Co-ordinates: 79° 53´N, 11° 43´E
Weather: cloudy, in the afternoon rain
Air Temperature: 5° C


The morning was cloudy but calm outside the Raudfjorden, where the Silver Explorer stayed at anchor. The day was planned in the Chronicles as an Expedition day. The principle aim was to get into the ice in Raudfjorden and to look out for polar bears. Since early in the morning, the Expedition team was on the bridge scanning the surroundings for the enigmatic animal. Raudfjorden is one of the nicest fjords on the northwest side of Spitsbergen. Ten glaciers have calving fronts on the shore including the larger ones at the head of the fjord: Chauveaubreen and Raudfjordbreen, but today the pack ice in the fjord, which was blown in during the last few days from the north, was too heavy to get even close by. So the Captain maneuvered the vessel as much as possible into the ice and the Expedition Team together with 115 guests were looking out onto the ice not only searching for a white big animal but also enjoying the stunning view and landscape of the fjord.
After nearly 4.5 hours of search time, we had to leave the fjord area without spotting any polar bears. We instead had some excellent views of bearded seals lying on the ice. The Bridge Team did a fantastic job in bringing the ship as close as possible to the ice flow, where the seals were resting on.
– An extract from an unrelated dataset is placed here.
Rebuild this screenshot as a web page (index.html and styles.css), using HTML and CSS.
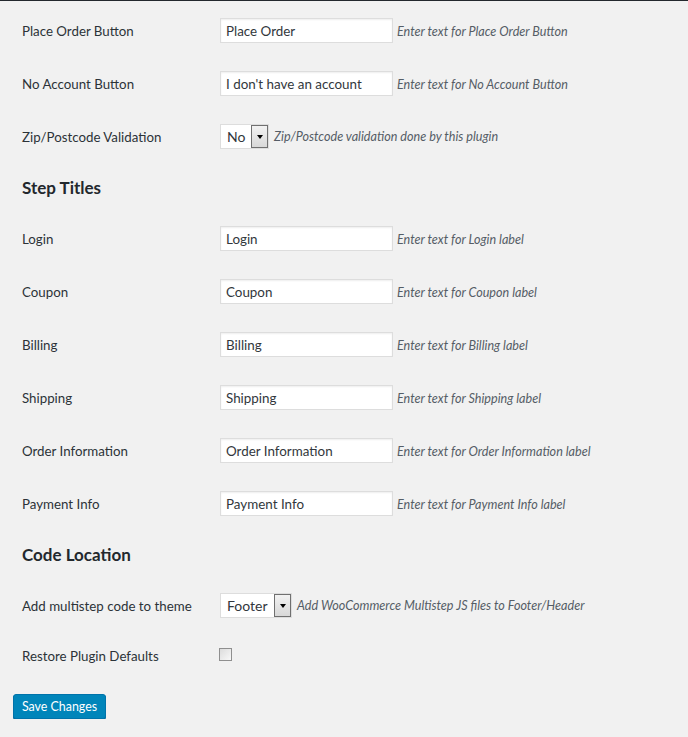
FILE: index.html
```html
<!DOCTYPE html>
<html>
<head>
<meta charset="utf-8">
<link rel="stylesheet" href="styles.css">
</head>
<body>
<div class="topbar"></div>
<form class="page">
  <div class="row">
    <div class="label">Place Order Button</div>
    <div class="field"><input class="text" type="text" value="Place Order"><span class="desc">Enter text for Place Order Button</span></div>
  </div>
  <div class="row">
    <div class="label">No Account Button</div>
    <div class="field"><input class="text" type="text" value="I don't have an account"><span class="desc">Enter text for No Account Button</span></div>
  </div>
  <div class="row">
    <div class="label">Zip/Postcode Validation</div>
    <div class="field"><span class="select sel-no"><span class="sel-val">No</span><span class="arrow"></span></span><span class="desc desc-sel">Zip/Postcode validation done by this plugin</span></div>
  </div>
  <h2 class="heading">Step Titles</h2>
  <div class="row">
    <div class="label">Login</div>
    <div class="field"><input class="text" type="text" value="Login"><span class="desc">Enter text for Login label</span></div>
  </div>
  <div class="row">
    <div class="label">Coupon</div>
    <div class="field"><input class="text" type="text" value="Coupon"><span class="desc">Enter text for Coupon label</span></div>
  </div>
  <div class="row">
    <div class="label">Billing</div>
    <div class="field"><input class="text" type="text" value="Billing"><span class="desc">Enter text for Billing label</span></div>
  </div>
  <div class="row">
    <div class="label">Shipping</div>
    <div class="field"><input class="text" type="text" value="Shipping"><span class="desc">Enter text for Shipping label</span></div>
  </div>
  <div class="row">
    <div class="label">Order Information</div>
    <div class="field"><input class="text" type="text" value="Order Information"><span class="desc">Enter text for Order Information label</span></div>
  </div>
  <div class="row">
    <div class="label">Payment Info</div>
    <div class="field"><input class="text" type="text" value="Payment Info"><span class="desc">Enter text for Payment Info label</span></div>
  </div>
  <h2 class="heading">Code Location</h2>
  <div class="row">
    <div class="label">Add multistep code to theme</div>
    <div class="field"><span class="select sel-footer"><span class="sel-val">Footer</span><span class="arrow"></span></span><span class="desc desc-sel">Add WooCommerce Multistep JS files to Footer/Header</span></div>
  </div>
  <div class="row row-check">
    <div class="label">Restore Plugin Defaults</div>
    <div class="field"><input class="check" type="checkbox"></div>
  </div>
  <div class="submit"><button class="button" type="button">Save Changes</button></div>
</form>
</body>
</html>
```
FILE: styles.css
```css
html, body {
  margin: 0;
  padding: 0;
  background: #f1f1f1;
}
body {
  font-family: Lato, "Open Sans", sans-serif;
  color: #23282d;
  font-size: 14px;
}
.topbar {
  height: 1px;
  background: #23282d;
}
.page {
  padding: 3px 0 0 13px;
  margin: 0;
}
.row {
  display: flex;
  align-items: center;
  height: 53px;
}
.row-check {
  height: 46px;
}
.label {
  width: 198px;
  padding-left: 9px;
  flex: none;
  font-size: 13.3px;
  color: #2c3338;
  padding-top: 1px;
}
.field {
  display: flex;
  align-items: center;
}
.text {
  box-sizing: border-box;
  width: 173px;
  height: 25px;
  margin: 0;
  padding: 0 5px;
  border: 1px solid #ddd;
  background: #fff;
  box-shadow: inset 0 1px 2px rgba(0,0,0,.07);
  font-family: inherit;
  font-size: 13.4px;
  color: #32373c;
  outline: none;
}
.desc {
  margin-left: 4px;
  padding-top: 2px;
  font-style: italic;
  font-size: 12.6px;
  color: #555d66;
}
.desc-sel {
  margin-left: 5px;
  padding-top: 0;
}
.select {
  box-sizing: border-box;
  display: inline-flex;
  align-items: center;
  justify-content: space-between;
  height: 25px;
  border: 1px solid #ddd;
  background: #fff;
  padding-left: 6px;
  font-size: 14px;
  color: #32373c;
}
.sel-no { width: 49px; }
.sel-footer { width: 72px; }
.arrow {
  box-sizing: border-box;
  width: 17px;
  height: 23px;
  border: 1px solid #707070;
  background: linear-gradient(#f2f2f2, #d8d8d8);
  display: flex;
  align-items: center;
  justify-content: center;
}
.arrow::after {
  content: "";
  width: 0;
  height: 0;
  border-left: 3.5px solid transparent;
  border-right: 3.5px solid transparent;
  border-top: 4px solid #000;
}
.heading {
  margin: 0;
  height: 49px;
  display: flex;
  align-items: center;
  padding-left: 9px;
  font-size: 17px;
  font-weight: 700;
  color: #23282d;
}
.check {
  appearance: none;
  -webkit-appearance: none;
  box-sizing: border-box;
  width: 13px;
  height: 13px;
  margin: -2px 0 0 -1px;
  border: 1px solid #8f8f8f;
  background: linear-gradient(135deg, #dcdcdc, #f8f8f8);
}
.submit {
  padding-top: 16px;
}
.button {
  box-sizing: border-box;
  width: 93px;
  height: 25px;
  padding: 0;
  border: 1px solid #0073aa;
  border-radius: 3px;
  background: #0085ba;
  box-shadow: 0 1px 0 #006799;
  color: #fff;
  font-family: inherit;
  font-size: 12.4px;
}
```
At 11.00 during our repositioning to the afternoon landing site, a lecture of my colleague Luqui, our ornithologist on board, took place in the theater. He was talking about the birds that we will see on this voyage.

Shortly after the lecture finished I had a delicious lunch with guests from the United States chatting about the seals and polar bears.

At approximately 15.30, the MV Silver Explorer arrived in Magdalenefjord at her anchorage position. The plan for this afternoon was two landings; one at Gravneset and the other at Gullybukta. The two sites are just 6 minutes in distance on a Zodiac ride from each other. Gravneset is a cultural heritage site and one can find the rests of an old English whaler station from the 17th century and the gravesite has about 130 graves. On the other hand Gullybukta in the last few years has become a hauled out place for walruses. For our guests, this was an excellent opportunity to hear something about the history of Svalbard and also to see another enigmatic animal of this region.

My colleagues Peter and Christian did the interpretation and guiding on the historical site, whereas Kara and Robin guided the guests on the walrus site. This afternoon I was driving the Zodiac and shuttled the groups of guests from one site to the other. Luckily this time we had no polar bear on shore side but seven walruses to look at and admire. Fortunately the walruses were very active today and so our guests could get some good pictures of these animals, because walruses on pictures look like big brown sausages lying on the beach. After a long day on the northwestern side of Spitsbergen, guests enjoyed a wonderful dinner in The Restaurant looking forward for tomorrow and another adventure up here in the high Arctic; the home of the polar bear and walrus.